Arizona Metals tanks on rare negative-value PEA for Kay copper-zinc mine

Drilling underway at Arizona Metals’ polymetallic Kay mine site. Credit: Arizona Metals

Arizona Metals (TSX: AMC; US-OTC: AZMCF) shares collapsed to a multi-year low Thursday after a preliminary economic assessment (PEA) for its Kay polymetallic project yielded a negative net present value (NPV) under base case assumptions.

The PEA gives Kay a post-tax NPV (at a 5% discount) of -$6 million and an internal rate of return of 4.9%, with total capital costs of $731 million, according to a company statement Thursday. That case assumes metal prices of $4.70 per lb. copper, $1.27 per lb. zinc, $3,100 per oz. gold and $38 per oz. silver.

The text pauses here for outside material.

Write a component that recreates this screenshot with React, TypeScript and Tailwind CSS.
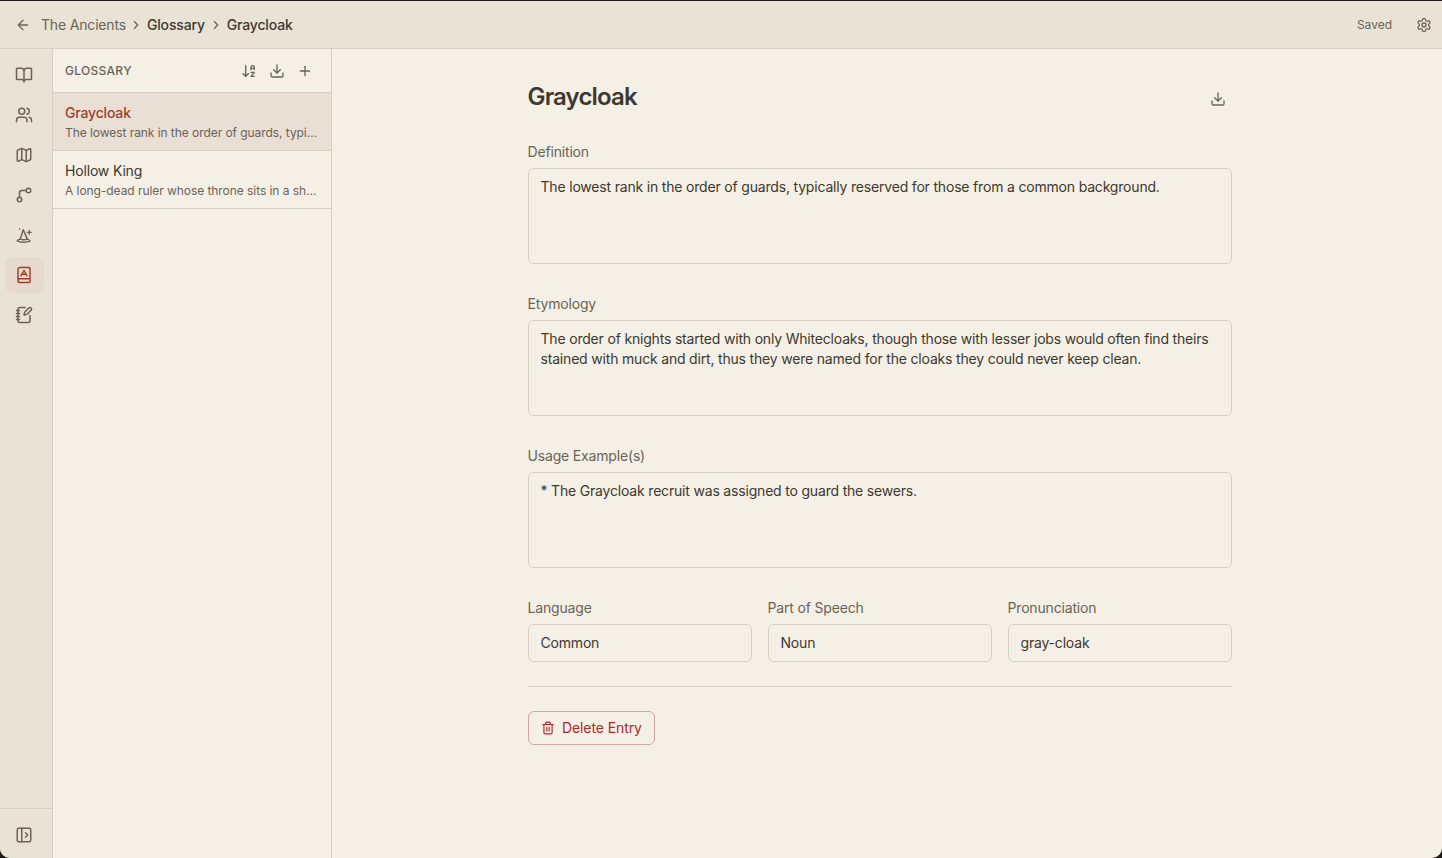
import { ArrowDownAZ, ArrowLeft, BookA, BookOpen, ChevronRight, Download, Map, NotebookPen, PanelLeftOpen, Plus, Settings, Trash2, Users } from "lucide-react";

function WizardHat({ size = 18 }: { size?: number }) {
  return (
    <svg width={size} height={size} viewBox="0 0 24 24" fill="none" stroke="currentColor" strokeWidth="2" strokeLinecap="round" strokeLinejoin="round">
      <path d="M7 17.500 11 5l5.500 12.500" />
      <path d="M7 17.500c2.500 1 7 1 9.500 0" />
      <path d="M7 17.500c-2 .4-3.500 1.200-4 2.500 1.500 1 5 1.500 8.500 1.500s7-.5 8.500-1.500c-.5-1.300-2-2.100-3.500-2.500" />
      <path d="M19 6v5M16.500 8.500h5" strokeWidth="1.800" />
      <path d="M6 4v.01" />
    </svg>
  );
}

function Branch({ size = 18 }: { size?: number }) {
  return (
    <svg width={size} height={size} viewBox="0 0 24 24" fill="none" stroke="currentColor" strokeWidth="2" strokeLinecap="round" strokeLinejoin="round">
      <circle cx="18" cy="6" r="3" />
      <circle cx="6" cy="18" r="3" />
      <path d="M6 15V9a3 3 0 0 1 3-3h6" />
    </svg>
  );
}

const nav = [BookOpen, Users, Map, Branch, WizardHat, BookA, NotebookPen];

const areas = [
  { label: "Definition", value: "The lowest rank in the order of guards, typically reserved for those from a common background." },
  { label: "Etymology", value: "The order of knights started with only Whitecloaks, though those with lesser jobs would often find theirs stained with muck and dirt, thus they were named for the cloaks they could never keep clean." },
  { label: "Usage Example(s)", value: "* The Graycloak recruit was assigned to guard the sewers." },
];

const fields = [
  { label: "Language", value: "Common" },
  { label: "Part of Speech", value: "Noun" },
  { label: "Pronunciation", value: "gray-cloak" },
];

const entries = [
  { title: "Graycloak", desc: "The lowest rank in the order of guards, typically reserved for those from a common background.", active: true },
  { title: "Hollow King", desc: "A long-dead ruler whose throne sits in a shattered hall beneath the mountain.", active: false },
];

export default function App() {
  return (
    <div className="h-[858px] w-[1442px] overflow-hidden bg-[#1d1b16] pt-px font-['Inter',sans-serif] text-[#3d3830]">
      <div className="flex h-[857px] flex-col overflow-hidden rounded-b-[10px] bg-[#f5f0e5]">
        <header className="flex h-[48px] shrink-0 items-center justify-between border-b border-[#d6d0c4] bg-[#e9e3d6] pl-[15px] pr-[10px]">
          <div className="flex items-center text-sm tracking-[-0.17px]">
            <ArrowLeft size={16} className="text-[#6b6358]" />
            <span className="ml-[10px] text-[#6b6358]">The Ancients</span>
            <ChevronRight size={14} className="mx-[3.500px] text-[#6b6358]" />
            <span className="font-medium text-[#3d3830]">Glossary</span>
            <ChevronRight size={14} className="mx-[4px] text-[#6b6358]" />
            <span className="font-medium text-[#3d3830]">Graycloak</span>
          </div>
          <div className="flex items-center gap-[24px]">
            <span className="text-xs text-[#6b6358]">Saved</span>
            <Settings size={16} className="text-[#6b6358]" />
          </div>
        </header>
        <div className="flex min-h-0 flex-1">
          <aside className="flex w-[53px] shrink-0 flex-col justify-between border-r border-[#d6d0c4] bg-[#e9e3d6]">
            <nav className="flex flex-col gap-[4px] pl-[5px] pt-[8px]">
              {nav.map((Icon, i) => (
                <div key={i} className={`flex h-[36px] w-[39px] items-center justify-center rounded-lg pr-px ${i === 5 ? "bg-[#e6d9ce] text-[#a0402c]" : "text-[#6b6358]"}`}>
                  <Icon size={18} />
                </div>
              ))}
            </nav>
            <div className="flex h-[50px] items-start border-t border-[#d6d0c4] pl-[5px] pt-[8px]">
              <div className="flex h-[36px] w-[39px] items-center justify-center pr-px text-[#6b6358]">
                <PanelLeftOpen size={18} />
              </div>
            </div>
          </aside>
          <section className="w-[279px] shrink-0 border-r border-[#d6d0c4]">
            <div className="flex h-[44px] items-center justify-between border-b border-[#d6d0c4] pl-[12px] pr-[18px]">
              <span className="text-xs font-medium tracking-[0.3px] text-[#6b6358]">GLOSSARY</span>
              <div className="flex items-center gap-[12px] text-[#6b6358]">
                <ArrowDownAZ size={16} />
                <Download size={16} />
                <Plus size={16} />
              </div>
            </div>
            {entries.map((e) => (
              <div key={e.title} className={`flex h-[58px] flex-col justify-center border-b border-[#d6d0c4] px-[12px] pt-[2px] ${e.active ? "bg-[#e9dfd4]" : ""}`}>
                <div className={`text-sm leading-[20px] tracking-[-0.17px] ${e.active ? "font-medium text-[#a0402c]" : "text-[#3d3830]"}`}>{e.title}</div>
                <div className="mt-px truncate text-xs leading-[18px] tracking-[-0.06px] text-[#6b6358]">{e.desc}</div>
              </div>
            ))}
          </section>
          <main className="min-w-0 flex-1 pr-[14px]">
            <div className="mx-auto w-[704px] pt-[32px]">
              <div className="flex h-[32px] items-center justify-between">
                <h1 className="-ml-[0.500px] text-2xl font-semibold tracking-[-0.85px] text-[#3d3830]">Graycloak</h1>
                <Download size={16} className="mr-[6px] mt-[4px] text-[#6b6358]" />
              </div>
              <div className="mt-[29px] flex flex-col gap-[30px]">
                {areas.map((a) => (
                  <div key={a.label}>
                    <label className="-ml-[0.500px] mb-[6px] block text-sm leading-[20px] tracking-[-0.17px] text-[#6b6358]">{a.label}</label>
                    <textarea
                      readOnly
                      value={a.value}
                      className="block h-[96px] w-full resize-none rounded-md border border-[#d6d0c4] bg-transparent py-[8px] pl-[11.500px] pr-[12px] text-sm leading-[20px] tracking-[-0.185px] text-[#3d3830] outline-none"
                    />
                  </div>
                ))}
                <div className="grid grid-cols-3 gap-[16px]">
                  {fields.map((f) => (
                    <div key={f.label}>
                      <label className="-ml-[0.500px] mb-[6px] block text-sm leading-[20px] tracking-[-0.17px] text-[#6b6358]">{f.label}</label>
                      <input
                        readOnly
                        value={f.value}
                        className="block h-[38px] w-full rounded-md border border-[#d6d0c4] bg-transparent pb-px pl-[11.500px] pr-[12px] text-sm tracking-[-0.185px] text-[#3d3830] outline-none"
                      />
                    </div>
                  ))}
                </div>
              </div>
              <div className="mt-[24px] border-t border-[#d6d0c4] pt-[24px]">
                <button className="flex h-[34px] items-center gap-[7px] rounded-md border border-[#d9a5a0] px-[12px] text-sm tracking-[-0.1px] text-[#b3262b]">
                  <Trash2 size={14} />
                  Delete Entry
                </button>
              </div>
            </div>
          </main>
        </div>
      </div>
    </div>
  );
}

“We view the PEA update as negative,” Scotia Capital mining analyst Eric Winmill said in a note, citing “high capital intensity and limited initial project scale. As such, we see Kay representing future optionality under a higher metals pricing scenario.”

Arizona Metals shares plunged 46% to 29¢ apiece on Thursday morning in Toronto, their lowest level in six years. The company has a market capitalization of C$41 million ($30 million).

Broader opportunity exists

Kay’s value rises with higher prices in a spot case – but it would still cost more to build the underground mine, with an estimated post-tax NPV of $445 million and an IRR of 14.9%. That scenario puts copper at $6.05 per lb., zinc at $1.57 per lb., gold at $4,745 per oz. and silver at $77.48 per ounce. 

“The PEA captures only a portion of the broader opportunity we see at the Kay mine project, and the spot case sensitivity demonstrates the meaningful upside available under more supportive commodity price assumptions,” Arizona Metals CEO Duncan Middlemiss said in release.

The PEA is based on 71% of Kay’s total indicated resource of 9.28 million tonnes and none of its inferred resources, leaving the rest for future studies.

“Their addition would be a key step in enhancing the economics of the base case,” Middlemiss noted, adding that the company is looking into alternate processing methods that along with better commodity prices could improve Kay’s returns.

The average mill throughput is estimated at 1,918 tonnes per day.

‘Likely shocking results’

“The headline results are likely to be a bit shocking to a number of investors on consensus pricing,” BMO Capital Markets analyst Rene Cartier said in a note. “Additional work will be required, focused on bringing in more tonnes, improving the mining rate, and considering different technologies/trade-offs. A near-term consideration is also likely regarding future funding, which could weigh on the shares.”

Located about 70 km north of Phoenix, on a brownfield site that has been mined intermittently since it was discovered in the 19th century, Kay lies amid numerous current and past-producing mines in the leading U.S. copper-producing state.

Operators including Black Canyon Copper, Shattuck-Denn Mining and Republic Metals produced about 2,730 tonnes between 1949 and 1956, when a cave-in closed the mine. No one has mined Kay since. 

PEA mirrors resource

The PEA’s release follows a similarly marginal initial resource for Kay published last June, which also saw company shares plummet. Grades were better than expected but tonnages disappointed.

Kay could deliver 127 million lb. copper, 293 million lb. zinc, 258,000 oz. gold and 4.7 million oz. silver of payable production over a 10-year life.

The project hosts 9.28 million indicated tonnes grading 1.39 grams gold per tonne, 27.6 grams silver, 0.97% copper, 0.33% lead and 2.39% zinc. Contained metal totals 415,000 oz. gold, 8.25 million oz. silver, 197.9 million lb. copper, 67.3 million lb. lead and 490.1 million lb. of zinc.

In the inferred category, Kay holds 860,000 tonnes grading 1.06 grams gold, 15.4 grams silver, 0.87% copper, 0.2% lead and 1.68% zinc at a base-case cut-off grade of 1% copper equivalents. That amounts to 29,000 oz. gold of contained metal, 423,000 oz. silver, 16.4 million lb. copper 3.8 million lb. lead and 31.8 million lb. zinc.